Seemingly becoming a trend to have abstract gory themes in a video following Maroon 5’s bloody ‘Animals’ in which he stalks the object of his desires and ends up making out with her in a pool of blood, I am still fuzzy on the details. It must be noted that in many ways, stars today aim to trigger an immediate and hefty response from the audience in order to generate a storm of media attention which of course is profitable to the artist in question. Although it must be said that at the very least, the video relates to the lyrics; Rihanna is indeed trying to get her money back through unarguably unconventional methods unless you are a loan shark.

Artistic integrity vs desperate grab for attention (to hide the fact that the song is mediocre at best); that is the bulk of the debate. Undoubtedly this is hugely reliant on the individual’s disposition which is evident from the reactions online. On behalf of Rihanna however, she has always explored the lines between fashion and what is socially acceptable within numerous music videos, most notably ‘S&M’ which was a large factor in taking it to the American (and therefore Europe following) mainstream. The difference here is while BDSM is a set of consensual erotic practices, perhaps celebrating sexual freedom; the controversy here is that the video depicts torture and murder of a female. Feminists in particular have something to say about this as Rihanna picks her target’s wife to blackmail the accountant in repaying her as opposed to gunning straight for the guilty. The problem is not necessarily that the video is bloody and violent, we have seen plenty of that already and are becoming somewhat desensitized, it is what some perceive to be an unhealthy commentary on gender roles.

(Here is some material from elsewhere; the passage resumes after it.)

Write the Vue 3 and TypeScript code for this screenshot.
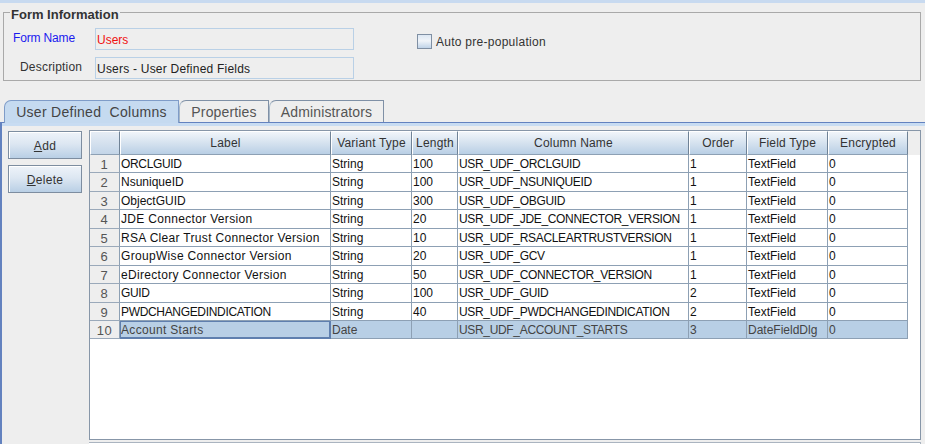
<script setup lang="ts">
const headers = ['Label', 'Variant Type', 'Length', 'Column Name', 'Order', 'Field Type', 'Encrypted']
const rows: string[][] = [
  ['ORCLGUID', 'String', '100', 'USR_UDF_ORCLGUID', '1', 'TextField', '0'],
  ['NsuniqueID', 'String', '100', 'USR_UDF_NSUNIQUEID', '1', 'TextField', '0'],
  ['ObjectGUID', 'String', '300', 'USR_UDF_OBGUID', '1', 'TextField', '0'],
  ['JDE Connector Version', 'String', '20', 'USR_UDF_JDE_CONNECTOR_VERSION', '1', 'TextField', '0'],
  ['RSA Clear Trust Connector Version', 'String', '10', 'USR_UDF_RSACLEARTRUSTVERSION', '1', 'TextField', '0'],
  ['GroupWise Connector Version', 'String', '20', 'USR_UDF_GCV', '1', 'TextField', '0'],
  ['eDirectory Connector Version', 'String', '50', 'USR_UDF_CONNECTOR_VERSION', '1', 'TextField', '0'],
  ['GUID', 'String', '100', 'USR_UDF_GUID', '2', 'TextField', '0'],
  ['PWDCHANGEDINDICATION', 'String', '40', 'USR_UDF_PWDCHANGEDINDICATION', '2', 'TextField', '0'],
  ['Account Starts', 'Date', '', 'USR_UDF_ACCOUNT_STARTS', '3', 'DateFieldDlg', '0'],
]

function textClass(value: string): string {
  if (value.includes(' ')) return 'wide'
  if (/^[A-Z_]+$/.test(value)) return 'caps'
  return ''
}
</script>

<template>
  <div class="page">
    <div class="strip"></div>
    <fieldset class="info">
      <legend>Form Information</legend>
      <div class="info-grid">
        <label class="lbl req">Form Name</label>
        <div class="field red">Users</div>
        <div class="check"><span class="box"></span><span>Auto pre-population</span></div>
        <label class="lbl desc">Description</label>
        <div class="field wide-text">Users - User Defined Fields</div>
      </div>
    </fieldset>

    <div class="tabs">
      <div class="tab active">User Defined&nbsp; Columns</div>
      <div class="tab">Properties</div>
      <div class="tab">Administrators</div>
    </div>

    <div class="panel">
      <div class="buttons">
        <button class="btn"><u>A</u>dd</button>
        <button class="btn"><u>D</u>elete</button>
      </div>
      <div class="pane-wrap">
        <div class="pane">
          <div class="grid">
            <div class="hcell corner"></div>
            <div v-for="h in headers" :key="h" class="hcell">{{ h }}</div>
            <div class="hfill"></div>
            <template v-for="(r, i) in rows" :key="i">
              <div class="rowhead">{{ i + 1 }}</div>
              <div
                v-for="(c, j) in r"
                :key="j"
                class="cell"
                :class="[textClass(c), { sel: i === 9, focus: i === 9 && j === 0 }]"
              >{{ c }}</div>
            </template>
          </div>
        </div>
        <div class="pane-foot"></div>
      </div>
    </div>
  </div>
</template>

<style scoped>
.page {
  width: 925px;
  height: 444px;
  overflow: hidden;
  background: #eeeeee;
  font-family: "Liberation Sans", Arial, sans-serif;
  font-size: 12px;
  color: #222;
  display: flex;
  flex-direction: column;
}
.strip {
  height: 3px;
  background: #c8daf0;
  flex: none;
}
.info {
  flex: none;
  margin: 0 4px 0 3px;
  padding: 0;
  height: 78px;
  box-sizing: border-box;
  border: 1px solid #a9a9a9;
  min-width: 0;
}
.info legend {
  margin-left: 6px;
  padding: 4px 1px 0;
  font-size: 13px;
  font-weight: bold;
  color: #333;
  line-height: 15px;
}
.info-grid {
  display: grid;
  grid-template-columns: 91px 259px 1fr;
  grid-template-rows: 22px 22px;
  row-gap: 7px;
  margin-top: 6px;
  align-items: center;
}
.lbl {
  font-size: 12px;
  line-height: 14px;
}
.req {
  color: #1a1aee;
  padding-left: 9px;
  margin-top: -3px;
  letter-spacing: -0.15px;
}
.desc {
  padding-left: 16px;
  color: #333;
  margin-top: -3px;
  letter-spacing: 0.2px;
}
.field {
  height: 22px;
  box-sizing: border-box;
  border: 1px solid #b9d0e6;
  background: #eeeeee;
  padding-left: 1px;
  line-height: 22px;
  color: #222;
}
.wide-text {
  letter-spacing: 0.22px;
}
.red {
  color: #f01010;
}
.check {
  display: flex;
  align-items: center;
  gap: 4px;
  margin-left: 63px;
  margin-top: 5px;
  color: #333;
  letter-spacing: 0.27px;
}
.box {
  width: 15px;
  height: 15px;
  box-sizing: border-box;
  border: 1px solid #7f8fa3;
  background: linear-gradient(#dce7f3, #f0f4f9 45%, #bfd3e8);
}
.tabs {
  flex: none;
  display: flex;
  margin-top: 19px;
  padding-left: 4px;
  height: 22px;
}
.tab {
  box-sizing: border-box;
  height: 22px;
  padding-top: 3px;
  border: 1px solid #7f90a6;
  border-left-color: #a8b8c8;
  border-bottom: none;
  border-radius: 7px 0 0 0;
  text-align: center;
  font-size: 14px;
  line-height: 17px;
  letter-spacing: 0.15px;
  color: #555;
  background: #eeeeee;
  width: 90px;
}
.tab:last-child {
  width: 115px;
}
.tab.active {
  width: 175px;
  height: 23px;
  position: relative;
  z-index: 1;
  background: #c5daf0;
  border-color: #7f9cc8;
  color: #444;
  letter-spacing: 0.28px;
}
.panel {
  flex: 1;
  min-height: 0;
  display: flex;
  border-top: 1px solid #6382bf;
  border-left: 2px solid #6382bf;
  padding: 7px 4px 0 6px;
  background: linear-gradient(#c8dcf2, #c8dcf2) no-repeat 0 0 / 100% 3px;
}
.buttons {
  flex: none;
  width: 74px;
  margin-right: 7px;
  margin-top: 1px;
  display: flex;
  flex-direction: column;
  gap: 6px;
}
.btn {
  height: 28px;
  padding: 1px 0 0;
  border: 1px solid #7d8da0;
  background: linear-gradient(#eef3f9, #dde7f2 45%, #b9cfe5);
  box-shadow: inset 1px 1px 0 #ffffff;
  font: inherit;
  letter-spacing: 0.3px;
  color: #333;
}
.pane-wrap {
  flex: 1;
  min-width: 0;
  display: flex;
  flex-direction: column;
}
.pane {
  height: 310px;
  box-sizing: border-box;
  border: 1px solid #8796a8;
  background: #ffffff;
  flex: none;
}
.pane-foot {
  margin-top: 2px;
  flex: 1;
  background: #ffffff;
  border-top: 1px solid #aab4c0;
  border-right: 1px solid #aab4c0;
}
.grid {
  display: grid;
  grid-template-columns: 30px 211px 81px 46px 231px 58px 81px 80px 1fr;
  grid-template-rows: 24px repeat(10, 18.44px);
}
.hcell {
  box-sizing: border-box;
  border-left: 1px solid #ffffff;
  border-top: 1px solid #ffffff;
  border-right: 1px solid #6f8296;
  border-bottom: 1px solid #8da0b4;
  background: linear-gradient(#f1f5fa, #d8e4f0 45%, #b9cfe5);
  text-align: center;
  line-height: 22px;
  letter-spacing: 0.2px;
  color: #333;
  white-space: nowrap;
  overflow: hidden;
}
.hfill {
  background: #eeeeee;
}
.corner {
  background: linear-gradient(#e6edf5, #c3d5e8);
}
.rowhead {
  grid-column: 1;
  box-sizing: border-box;
  background: #eeeeee;
  border-right: 1px solid #8da0b4;
  border-bottom: 1px solid #9aa9ba;
  text-align: center;
  font-size: 13px;
  letter-spacing: 0.6px;
  line-height: 19px;
  color: #555;
}
.cell {
  box-sizing: border-box;
  border-right: 1px solid #8da0b4;
  border-bottom: 1px solid #8da0b4;
  padding: 1px 0 0 1px;
  line-height: 17px;
  white-space: nowrap;
  overflow: hidden;
  color: #111;
}
.wide {
  letter-spacing: 0.32px;
}
.caps {
  letter-spacing: -0.33px;
}
.sel {
  background: #b8cfe5;
  color: #444;
}
.focus {
  border: 1px solid #5f7fae;
  border-width: 1px 2px 2px 1px;
  padding: 0;
  line-height: 16px;
}
</style>

<style>
html, body { margin: 0; padding: 0; background: #eeeeee; }
</style>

Let’s break this down. For some it can certainly be difficult to watch but what is to be highlighted is the lack of intent by the artist to depict women as inferior or a tool to be used. The point of the video is a rebellious and criminal Rihanna and her crew going out of their way to get what is owed to them. It is not a social propaganda or supposed to dictate behaviour, she is not a politician or a state leader of some sort, neither is she political activist. With artists particularly, even when they identify themselves as activists, their work is blended with art and innovation and must be therefore be for for separately. Aiming to make connections between the artists themselves and every cue their artistic content provides is not always the rational route to go. For some this comes as second nature such as Taylor Swift or Katy Perry who tread lightly regarding social controversy but bare their souls in their content. Artists like Rihanna or Lady Gaga who are known to have strong ties to art and fashion must be taken with a pinch of salt when making these connections.

Some articles have noted that the song likely relates to her previous relationship with her ex-accountant by the name of Peter Gounis who reportedly indulged in some questionable practices that hastened her plummet to bankruptcy. There was even a court dispute which was later settled for a lower fee; Rihanna sued for $35 million but took the $10 million settlement offer. Chances are she is still fuming and she took a very large pinch of imagination and vented, the product of which we see today. Does this scenario point to any form of subordination of women? Probably not.